* start Provided records *
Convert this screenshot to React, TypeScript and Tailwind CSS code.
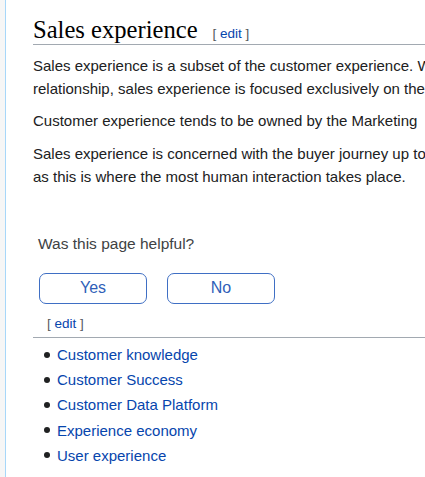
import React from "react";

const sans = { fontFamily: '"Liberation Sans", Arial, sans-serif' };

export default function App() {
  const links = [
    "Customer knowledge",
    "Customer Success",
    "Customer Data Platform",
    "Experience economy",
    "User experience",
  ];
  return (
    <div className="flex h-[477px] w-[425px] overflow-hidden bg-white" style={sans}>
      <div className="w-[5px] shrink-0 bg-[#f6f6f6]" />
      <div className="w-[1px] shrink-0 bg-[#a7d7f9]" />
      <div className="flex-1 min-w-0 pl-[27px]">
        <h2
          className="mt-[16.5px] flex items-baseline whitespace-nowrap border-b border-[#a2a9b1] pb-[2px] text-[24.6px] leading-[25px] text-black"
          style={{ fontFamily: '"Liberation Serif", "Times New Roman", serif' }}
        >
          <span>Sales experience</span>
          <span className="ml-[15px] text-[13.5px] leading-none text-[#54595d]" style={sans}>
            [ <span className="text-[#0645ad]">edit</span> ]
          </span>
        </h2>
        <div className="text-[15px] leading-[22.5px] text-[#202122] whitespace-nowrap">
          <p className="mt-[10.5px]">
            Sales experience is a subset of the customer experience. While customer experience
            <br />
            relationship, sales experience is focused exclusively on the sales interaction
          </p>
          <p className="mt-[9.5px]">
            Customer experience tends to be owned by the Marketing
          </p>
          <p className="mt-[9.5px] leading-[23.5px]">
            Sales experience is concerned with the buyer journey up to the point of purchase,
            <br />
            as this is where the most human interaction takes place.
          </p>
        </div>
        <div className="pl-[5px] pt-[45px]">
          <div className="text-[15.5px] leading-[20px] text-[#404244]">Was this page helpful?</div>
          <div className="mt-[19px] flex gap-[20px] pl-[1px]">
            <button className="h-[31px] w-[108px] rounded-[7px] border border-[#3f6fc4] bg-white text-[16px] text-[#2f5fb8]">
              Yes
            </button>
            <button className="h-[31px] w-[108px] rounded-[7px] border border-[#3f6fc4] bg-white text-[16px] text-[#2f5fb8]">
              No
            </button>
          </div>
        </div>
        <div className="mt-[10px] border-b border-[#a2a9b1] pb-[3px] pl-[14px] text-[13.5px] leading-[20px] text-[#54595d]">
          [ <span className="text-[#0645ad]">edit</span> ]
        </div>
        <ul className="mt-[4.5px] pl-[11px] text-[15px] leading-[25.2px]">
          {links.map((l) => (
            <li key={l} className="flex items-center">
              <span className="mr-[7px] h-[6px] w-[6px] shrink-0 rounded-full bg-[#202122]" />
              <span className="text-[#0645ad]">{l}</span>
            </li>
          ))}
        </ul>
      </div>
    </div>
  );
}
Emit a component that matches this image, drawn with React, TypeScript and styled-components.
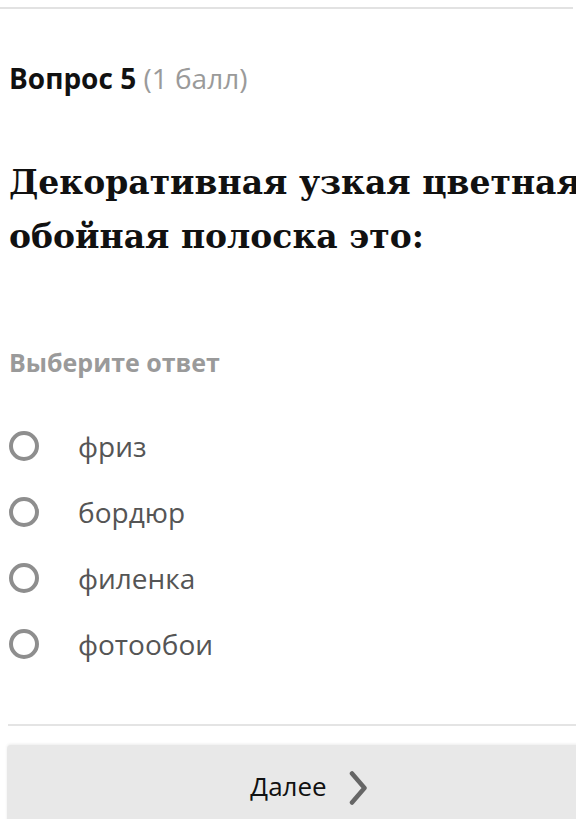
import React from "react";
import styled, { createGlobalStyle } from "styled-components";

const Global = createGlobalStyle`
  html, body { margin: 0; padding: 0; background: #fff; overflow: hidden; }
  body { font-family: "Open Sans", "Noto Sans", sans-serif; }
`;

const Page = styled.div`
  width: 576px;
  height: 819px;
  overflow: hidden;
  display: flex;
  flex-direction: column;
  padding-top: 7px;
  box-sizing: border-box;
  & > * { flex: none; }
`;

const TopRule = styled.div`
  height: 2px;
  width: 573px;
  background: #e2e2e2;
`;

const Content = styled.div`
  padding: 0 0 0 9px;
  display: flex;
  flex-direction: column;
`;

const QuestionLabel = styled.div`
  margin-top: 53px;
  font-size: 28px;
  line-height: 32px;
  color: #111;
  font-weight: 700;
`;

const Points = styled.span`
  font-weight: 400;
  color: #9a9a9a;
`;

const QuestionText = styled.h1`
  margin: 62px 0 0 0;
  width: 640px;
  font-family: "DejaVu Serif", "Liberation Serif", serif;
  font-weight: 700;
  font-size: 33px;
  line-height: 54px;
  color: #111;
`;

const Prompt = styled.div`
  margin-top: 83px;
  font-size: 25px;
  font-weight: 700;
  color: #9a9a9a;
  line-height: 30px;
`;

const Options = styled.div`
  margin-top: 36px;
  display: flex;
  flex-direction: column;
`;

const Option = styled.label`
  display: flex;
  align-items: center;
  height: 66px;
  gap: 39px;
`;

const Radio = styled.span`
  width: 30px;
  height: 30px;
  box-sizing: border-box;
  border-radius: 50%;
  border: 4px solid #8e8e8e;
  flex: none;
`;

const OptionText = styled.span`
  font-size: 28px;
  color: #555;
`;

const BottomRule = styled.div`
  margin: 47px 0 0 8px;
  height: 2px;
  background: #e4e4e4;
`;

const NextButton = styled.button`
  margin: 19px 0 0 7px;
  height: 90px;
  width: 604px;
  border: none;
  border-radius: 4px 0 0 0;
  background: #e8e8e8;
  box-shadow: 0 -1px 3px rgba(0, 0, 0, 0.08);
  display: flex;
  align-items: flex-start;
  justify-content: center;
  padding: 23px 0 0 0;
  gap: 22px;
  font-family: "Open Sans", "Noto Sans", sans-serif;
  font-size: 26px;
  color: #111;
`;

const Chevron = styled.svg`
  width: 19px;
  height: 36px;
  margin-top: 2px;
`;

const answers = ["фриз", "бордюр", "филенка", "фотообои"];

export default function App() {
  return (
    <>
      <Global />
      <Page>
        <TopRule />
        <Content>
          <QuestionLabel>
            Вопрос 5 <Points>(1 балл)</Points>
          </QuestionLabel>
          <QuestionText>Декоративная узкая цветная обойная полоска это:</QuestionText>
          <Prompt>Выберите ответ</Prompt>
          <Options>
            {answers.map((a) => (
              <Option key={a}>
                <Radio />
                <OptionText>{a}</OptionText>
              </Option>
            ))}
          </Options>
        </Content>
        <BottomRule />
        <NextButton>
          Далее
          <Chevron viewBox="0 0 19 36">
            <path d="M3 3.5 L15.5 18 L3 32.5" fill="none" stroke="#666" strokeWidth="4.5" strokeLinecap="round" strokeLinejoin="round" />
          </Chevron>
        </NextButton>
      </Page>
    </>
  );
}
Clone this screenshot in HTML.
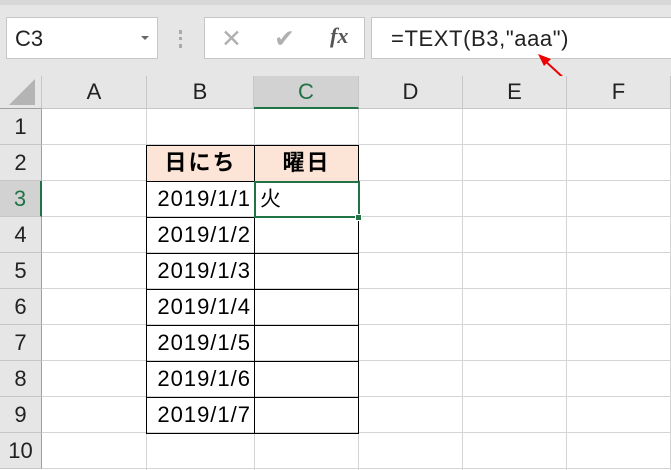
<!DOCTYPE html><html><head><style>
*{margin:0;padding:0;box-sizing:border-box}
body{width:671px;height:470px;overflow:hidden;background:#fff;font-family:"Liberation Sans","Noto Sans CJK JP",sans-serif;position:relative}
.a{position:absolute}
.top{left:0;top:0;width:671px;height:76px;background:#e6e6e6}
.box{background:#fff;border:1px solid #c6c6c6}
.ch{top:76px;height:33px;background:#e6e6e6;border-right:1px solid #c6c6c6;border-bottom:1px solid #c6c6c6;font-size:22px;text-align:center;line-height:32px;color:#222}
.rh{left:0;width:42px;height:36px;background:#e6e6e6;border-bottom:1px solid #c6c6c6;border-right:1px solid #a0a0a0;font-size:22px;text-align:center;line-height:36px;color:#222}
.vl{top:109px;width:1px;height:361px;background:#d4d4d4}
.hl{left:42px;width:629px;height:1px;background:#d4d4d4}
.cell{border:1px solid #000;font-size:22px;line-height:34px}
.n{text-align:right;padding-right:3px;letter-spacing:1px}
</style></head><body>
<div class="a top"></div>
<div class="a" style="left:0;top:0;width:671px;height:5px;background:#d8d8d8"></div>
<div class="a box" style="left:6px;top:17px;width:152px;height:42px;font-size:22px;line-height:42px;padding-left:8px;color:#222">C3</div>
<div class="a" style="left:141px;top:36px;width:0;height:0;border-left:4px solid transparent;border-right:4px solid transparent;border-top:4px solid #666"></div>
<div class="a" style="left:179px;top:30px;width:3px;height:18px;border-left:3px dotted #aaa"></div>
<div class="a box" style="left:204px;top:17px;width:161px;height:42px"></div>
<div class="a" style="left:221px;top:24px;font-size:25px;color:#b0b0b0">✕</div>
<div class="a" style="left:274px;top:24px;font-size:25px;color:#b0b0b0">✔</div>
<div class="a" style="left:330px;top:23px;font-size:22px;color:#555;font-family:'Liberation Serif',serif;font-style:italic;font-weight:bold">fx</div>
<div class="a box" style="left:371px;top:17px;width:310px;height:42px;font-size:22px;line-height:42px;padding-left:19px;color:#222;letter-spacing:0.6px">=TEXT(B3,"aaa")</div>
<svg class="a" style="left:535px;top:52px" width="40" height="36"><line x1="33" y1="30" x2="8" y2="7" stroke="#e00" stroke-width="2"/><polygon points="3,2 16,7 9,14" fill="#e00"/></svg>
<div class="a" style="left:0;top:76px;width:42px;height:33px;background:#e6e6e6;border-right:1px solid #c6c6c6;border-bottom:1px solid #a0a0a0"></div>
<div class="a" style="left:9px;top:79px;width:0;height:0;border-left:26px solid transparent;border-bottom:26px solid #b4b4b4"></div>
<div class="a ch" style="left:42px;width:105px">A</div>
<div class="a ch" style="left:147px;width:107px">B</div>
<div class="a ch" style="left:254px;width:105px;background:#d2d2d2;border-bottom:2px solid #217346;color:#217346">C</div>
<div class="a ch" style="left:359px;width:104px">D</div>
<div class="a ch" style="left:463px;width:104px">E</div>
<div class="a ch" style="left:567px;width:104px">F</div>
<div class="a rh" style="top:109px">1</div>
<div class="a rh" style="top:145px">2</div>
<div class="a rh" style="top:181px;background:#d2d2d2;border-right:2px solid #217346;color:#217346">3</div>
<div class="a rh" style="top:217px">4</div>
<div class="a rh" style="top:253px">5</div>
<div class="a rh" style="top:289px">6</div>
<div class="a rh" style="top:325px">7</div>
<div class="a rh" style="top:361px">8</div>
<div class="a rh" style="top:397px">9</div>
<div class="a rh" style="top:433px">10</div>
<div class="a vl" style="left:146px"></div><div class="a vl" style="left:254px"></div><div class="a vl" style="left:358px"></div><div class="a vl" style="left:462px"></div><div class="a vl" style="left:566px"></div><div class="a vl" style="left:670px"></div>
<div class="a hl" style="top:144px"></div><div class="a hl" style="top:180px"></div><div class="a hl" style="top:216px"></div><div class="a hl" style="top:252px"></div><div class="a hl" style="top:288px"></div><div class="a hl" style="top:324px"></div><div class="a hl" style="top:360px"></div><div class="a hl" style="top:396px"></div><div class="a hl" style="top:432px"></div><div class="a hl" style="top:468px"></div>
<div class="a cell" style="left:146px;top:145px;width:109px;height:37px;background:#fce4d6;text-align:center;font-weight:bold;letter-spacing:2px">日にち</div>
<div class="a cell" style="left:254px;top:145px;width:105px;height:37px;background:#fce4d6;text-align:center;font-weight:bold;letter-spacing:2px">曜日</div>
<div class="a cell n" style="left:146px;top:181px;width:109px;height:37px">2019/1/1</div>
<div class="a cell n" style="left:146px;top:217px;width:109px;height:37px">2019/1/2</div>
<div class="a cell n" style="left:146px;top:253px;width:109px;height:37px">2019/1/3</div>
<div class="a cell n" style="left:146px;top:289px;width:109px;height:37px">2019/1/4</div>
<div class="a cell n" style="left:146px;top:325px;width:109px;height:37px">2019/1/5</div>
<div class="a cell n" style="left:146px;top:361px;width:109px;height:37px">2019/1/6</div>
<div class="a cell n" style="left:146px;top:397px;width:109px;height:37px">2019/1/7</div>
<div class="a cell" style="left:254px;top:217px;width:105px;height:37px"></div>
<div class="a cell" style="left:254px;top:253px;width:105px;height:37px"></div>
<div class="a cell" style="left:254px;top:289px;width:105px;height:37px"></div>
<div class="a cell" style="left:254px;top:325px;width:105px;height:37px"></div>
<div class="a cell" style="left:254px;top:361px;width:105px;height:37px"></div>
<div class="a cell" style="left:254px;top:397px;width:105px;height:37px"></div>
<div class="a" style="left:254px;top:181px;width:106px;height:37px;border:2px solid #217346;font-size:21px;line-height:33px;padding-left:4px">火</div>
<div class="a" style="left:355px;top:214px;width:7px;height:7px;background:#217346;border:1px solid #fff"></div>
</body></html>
* end Provided records *
— What this task involves —
Using the entries above, return each line in which the word "TypeScript" occurs.

— Result of the exercise —
Convert this screenshot to React, TypeScript and Tailwind CSS code.
Emit a component that matches this image, drawn with React, TypeScript and styled-components.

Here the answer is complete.